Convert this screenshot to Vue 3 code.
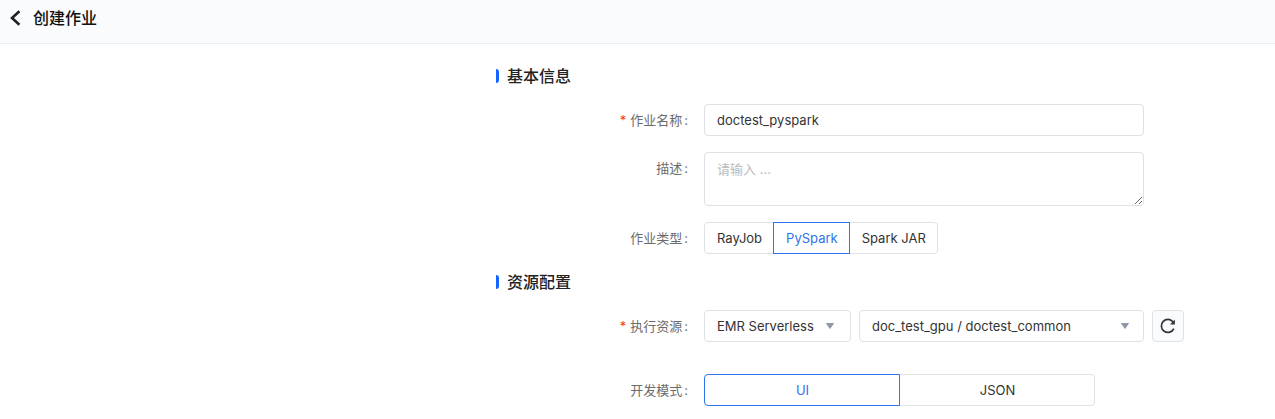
<script setup>
import { ref } from 'vue'

const name = ref('doctest_pyspark')
const description = ref('')
const jobTypes = ['RayJob', 'PySpark', 'Spark JAR']
const jobType = ref('PySpark')
const engine = ref('EMR Serverless')
const queue = ref('doc_test_gpu / doctest_common')
const modes = ['UI', 'JSON']
const mode = ref('UI')
</script>

<template>
  <div class="page">
    <header class="topbar">
      <button class="back" type="button" aria-label="返回">
        <svg width="11" height="16" viewBox="0 0 11 16" aria-hidden="true">
          <path d="M9.4 1.2 2 8l7.4 6.8" fill="none" stroke="currentColor" stroke-width="2.6" />
        </svg>
      </button>
      <h1>创建作业</h1>
    </header>

    <form class="form" @submit.prevent>
      <h2>基本信息</h2>
      <div class="row">
        <label class="label required" for="job-name">作业名称</label>
        <input id="job-name" v-model="name" class="box wide" type="text" />
      </div>
      <div class="row">
        <label class="label" for="job-desc">描述</label>
        <textarea id="job-desc" v-model="description" class="box wide area" placeholder="请输入 ..."></textarea>
      </div>
      <div class="row">
        <span id="type-label" class="label">作业类型</span>
        <div class="group" role="radiogroup" aria-labelledby="type-label">
          <label v-for="t in jobTypes" :key="t" class="option" :class="{ active: jobType === t }">
            <input v-model="jobType" type="radio" name="job-type" :value="t" />{{ t }}
          </label>
        </div>
      </div>

      <h2>资源配置</h2>
      <div class="row resource">
        <label class="label required" for="engine">执行资源</label>
        <div class="controls">
          <div class="select engine">
            <select id="engine" v-model="engine" class="box">
              <option>EMR Serverless</option>
            </select>
            <svg class="caret" width="10" height="8" viewBox="0 0 10 8" aria-hidden="true">
              <path d="M1.4 1h7.2q.7 0 .3.6L5.5 6.5q-.5.6-1 0L1.1 1.6Q.7 1 1.4 1z" />
            </svg>
          </div>
          <div class="select queue">
            <select v-model="queue" class="box" aria-label="队列">
              <option>doc_test_gpu / doctest_common</option>
            </select>
            <svg class="caret" width="10" height="8" viewBox="0 0 10 8" aria-hidden="true">
              <path d="M1.4 1h7.2q.7 0 .3.6L5.5 6.5q-.5.6-1 0L1.1 1.6Q.7 1 1.4 1z" />
            </svg>
          </div>
          <button class="refresh" type="button" aria-label="刷新">
            <svg width="16" height="16" viewBox="0 0 16 16" aria-hidden="true">
              <path d="M13.8 10.6A6.5 6.5 0 1 1 13.2 4.2" fill="none" stroke="currentColor" stroke-width="1.7" />
              <path d="M14.9 1.6v4.8h-4.8z" fill="currentColor" />
            </svg>
          </button>
        </div>
      </div>
      <div class="row">
        <span id="mode-label" class="label">开发模式</span>
        <div class="group modes" role="radiogroup" aria-labelledby="mode-label">
          <label v-for="m in modes" :key="m" class="option" :class="{ active: mode === m }">
            <input v-model="mode" type="radio" name="mode" :value="m" />{{ m }}
          </label>
        </div>
      </div>
    </form>
  </div>
</template>

<style>
body {
  background: #fff;
}
</style>

<style scoped>
.page,
.page input,
.page textarea,
.page select,
.page button {
  font-family: Inter, "Noto Sans CJK SC", sans-serif;
  font-size: 13px;
  line-height: 20px;
  color: #333;
}
.page * {
  box-sizing: border-box;
}
.topbar {
  display: flex;
  align-items: center;
  gap: 12px;
  height: 44px;
  padding: 0 10px 8px;
  background: #fafbfd;
  border-bottom: 1px solid #eaedf1;
}
.page .back {
  display: flex;
  padding: 0;
  border: 0;
  background: none;
  color: #222;
}
h1,
h2 {
  margin: 0;
  font-size: 16px;
  line-height: 24px;
  font-weight: 500;
}
h1 {
  color: #111;
}
.form {
  max-width: 688px;
  margin-left: 496px;
  padding: 20px 0 12px;
}
h2 {
  display: flex;
  align-items: center;
  gap: 8px;
  margin-bottom: 16px;
  color: #222;
}
h2::before {
  content: "";
  width: 3px;
  height: 14px;
  border-radius: 0 3px 3px 0;
  background: #1664ff;
}
.row {
  display: flex;
  align-items: flex-start;
  margin-bottom: 16px;
}
.resource {
  margin-bottom: 32px;
}
.label {
  flex: none;
  width: 208px;
  padding-right: 16px;
  line-height: 32px;
  text-align: right;
  color: #6b6b6b;
}
.label::after {
  content: ":";
  margin-left: 2px;
}
.required::before {
  content: "*";
  margin-right: 4px;
  color: #f5352c;
}
.box {
  height: 32px;
  padding: 0 12px;
  border: 1px solid #dfe1e7;
  border-radius: 4px;
  background: #fff;
  outline: none;
}
.wide {
  flex: 1;
  min-width: 0;
  margin-right: 40px;
}
.area {
  display: block;
  height: 54px;
  padding: 6px 12px;
  resize: vertical;
}
.area::placeholder {
  color: #bbb;
  opacity: 1;
}
.group {
  display: flex;
}
.option {
  position: relative;
  height: 32px;
  margin-left: -1px;
  padding: 0 11px 0 12px;
  border: 1px solid #dfe1e7;
  line-height: 30px;
  text-align: center;
  white-space: nowrap;
  background: #fff;
}
.option:first-child {
  margin-left: 0;
  border-radius: 4px 0 0 4px;
}
.option:last-child {
  border-radius: 0 4px 4px 0;
}
.option.active {
  z-index: 1;
  border-color: #2f73ee;
  color: #2f73ee;
}
.option input {
  position: absolute;
  inset: 0;
  margin: 0;
  opacity: 0;
}
.modes {
  flex: 1;
  max-width: 391px;
}
.modes .option {
  flex: 1;
}
.controls {
  display: flex;
  flex: 1;
  gap: 8px;
}
.select {
  position: relative;
}
.select select {
  width: 100%;
  appearance: none;
}
.engine {
  width: 147px;
}
.queue {
  flex: 1;
}
.caret {
  position: absolute;
  top: 12px;
  right: 16px;
  fill: #8f99a6;
  pointer-events: none;
}
.queue .caret {
  right: 14px;
}
.refresh {
  display: flex;
  align-items: center;
  justify-content: center;
  width: 32px;
  height: 32px;
  padding: 0;
  border: 1px solid #dfe1e7;
  border-radius: 4px;
  background: #fafbfd;
}
</style>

## [Task details]
Set down the material above as is, without any pictures.

## [The completed task]
Convert this screenshot to Vue 3 code.
<script setup>
import { ref } from 'vue'

const name = ref('doctest_pyspark')
const description = ref('')
const jobTypes = ['RayJob', 'PySpark', 'Spark JAR']
const jobType = ref('PySpark')
const engine = ref('EMR Serverless')
const queue = ref('doc_test_gpu / doctest_common')
const modes = ['UI', 'JSON']
const mode = ref('UI')
</script>

<template>
  <div class="page">
    <header class="topbar">
      <button class="back" type="button" aria-label="返回">
        <svg width="11" height="16" viewBox="0 0 11 16" aria-hidden="true">
          <path d="M9.4 1.2 2 8l7.4 6.8" fill="none" stroke="currentColor" stroke-width="2.6" />
        </svg>
      </button>
      <h1>创建作业</h1>
    </header>

    <form class="form" @submit.prevent>
      <h2>基本信息</h2>
      <div class="row">
        <label class="label required" for="job-name">作业名称</label>
        <input id="job-name" v-model="name" class="box wide" type="text" />
      </div>
      <div class="row">
        <label class="label" for="job-desc">描述</label>
        <textarea id="job-desc" v-model="description" class="box wide area" placeholder="请输入 ..."></textarea>
      </div>
      <div class="row">
        <span id="type-label" class="label">作业类型</span>
        <div class="group" role="radiogroup" aria-labelledby="type-label">
          <label v-for="t in jobTypes" :key="t" class="option" :class="{ active: jobType === t }">
            <input v-model="jobType" type="radio" name="job-type" :value="t" />{{ t }}
          </label>
        </div>
      </div>

      <h2>资源配置</h2>
      <div class="row resource">
        <label class="label required" for="engine">执行资源</label>
        <div class="controls">
          <div class="select engine">
            <select id="engine" v-model="engine" class="box">
              <option>EMR Serverless</option>
            </select>
            <svg class="caret" width="10" height="8" viewBox="0 0 10 8" aria-hidden="true">
              <path d="M1.4 1h7.2q.7 0 .3.6L5.5 6.5q-.5.6-1 0L1.1 1.6Q.7 1 1.4 1z" />
            </svg>
          </div>
          <div class="select queue">
            <select v-model="queue" class="box" aria-label="队列">
              <option>doc_test_gpu / doctest_common</option>
            </select>
            <svg class="caret" width="10" height="8" viewBox="0 0 10 8" aria-hidden="true">
              <path d="M1.4 1h7.2q.7 0 .3.6L5.5 6.5q-.5.6-1 0L1.1 1.6Q.7 1 1.4 1z" />
            </svg>
          </div>
          <button class="refresh" type="button" aria-label="刷新">
            <svg width="16" height="16" viewBox="0 0 16 16" aria-hidden="true">
              <path d="M13.8 10.6A6.5 6.5 0 1 1 13.2 4.2" fill="none" stroke="currentColor" stroke-width="1.7" />
              <path d="M14.9 1.6v4.8h-4.8z" fill="currentColor" />
            </svg>
          </button>
        </div>
      </div>
      <div class="row">
        <span id="mode-label" class="label">开发模式</span>
        <div class="group modes" role="radiogroup" aria-labelledby="mode-label">
          <label v-for="m in modes" :key="m" class="option" :class="{ active: mode === m }">
            <input v-model="mode" type="radio" name="mode" :value="m" />{{ m }}
          </label>
        </div>
      </div>
    </form>
  </div>
</template>

<style>
body {
  background: #fff;
}
</style>

<style scoped>
.page,
.page input,
.page textarea,
.page select,
.page button {
  font-family: Inter, "Noto Sans CJK SC", sans-serif;
  font-size: 13px;
  line-height: 20px;
  color: #333;
}
.page * {
  box-sizing: border-box;
}
.topbar {
  display: flex;
  align-items: center;
  gap: 12px;
  height: 44px;
  padding: 0 10px 8px;
  background: #fafbfd;
  border-bottom: 1px solid #eaedf1;
}
.page .back {
  display: flex;
  padding: 0;
  border: 0;
  background: none;
  color: #222;
}
h1,
h2 {
  margin: 0;
  font-size: 16px;
  line-height: 24px;
  font-weight: 500;
}
h1 {
  color: #111;
}
.form {
  max-width: 688px;
  margin-left: 496px;
  padding: 20px 0 12px;
}
h2 {
  display: flex;
  align-items: center;
  gap: 8px;
  margin-bottom: 16px;
  color: #222;
}
h2::before {
  content: "";
  width: 3px;
  height: 14px;
  border-radius: 0 3px 3px 0;
  background: #1664ff;
}
.row {
  display: flex;
  align-items: flex-start;
  margin-bottom: 16px;
}
.resource {
  margin-bottom: 32px;
}
.label {
  flex: none;
  width: 208px;
  padding-right: 16px;
  line-height: 32px;
  text-align: right;
  color: #6b6b6b;
}
.label::after {
  content: ":";
  margin-left: 2px;
}
.required::before {
  content: "*";
  margin-right: 4px;
  color: #f5352c;
}
.box {
  height: 32px;
  padding: 0 12px;
  border: 1px solid #dfe1e7;
  border-radius: 4px;
  background: #fff;
  outline: none;
}
.wide {
  flex: 1;
  min-width: 0;
  margin-right: 40px;
}
.area {
  display: block;
  height: 54px;
  padding: 6px 12px;
  resize: vertical;
}
.area::placeholder {
  color: #bbb;
  opacity: 1;
}
.group {
  display: flex;
}
.option {
  position: relative;
  height: 32px;
  margin-left: -1px;
  padding: 0 11px 0 12px;
  border: 1px solid #dfe1e7;
  line-height: 30px;
  text-align: center;
  white-space: nowrap;
  background: #fff;
}
.option:first-child {
  margin-left: 0;
  border-radius: 4px 0 0 4px;
}
.option:last-child {
  border-radius: 0 4px 4px 0;
}
.option.active {
  z-index: 1;
  border-color: #2f73ee;
  color: #2f73ee;
}
.option input {
  position: absolute;
  inset: 0;
  margin: 0;
  opacity: 0;
}
.modes {
  flex: 1;
  max-width: 391px;
}
.modes .option {
  flex: 1;
}
.controls {
  display: flex;
  flex: 1;
  gap: 8px;
}
.select {
  position: relative;
}
.select select {
  width: 100%;
  appearance: none;
}
.engine {
  width: 147px;
}
.queue {
  flex: 1;
}
.caret {
  position: absolute;
  top: 12px;
  right: 16px;
  fill: #8f99a6;
  pointer-events: none;
}
.queue .caret {
  right: 14px;
}
.refresh {
  display: flex;
  align-items: center;
  justify-content: center;
  width: 32px;
  height: 32px;
  padding: 0;
  border: 1px solid #dfe1e7;
  border-radius: 4px;
  background: #fafbfd;
}
</style>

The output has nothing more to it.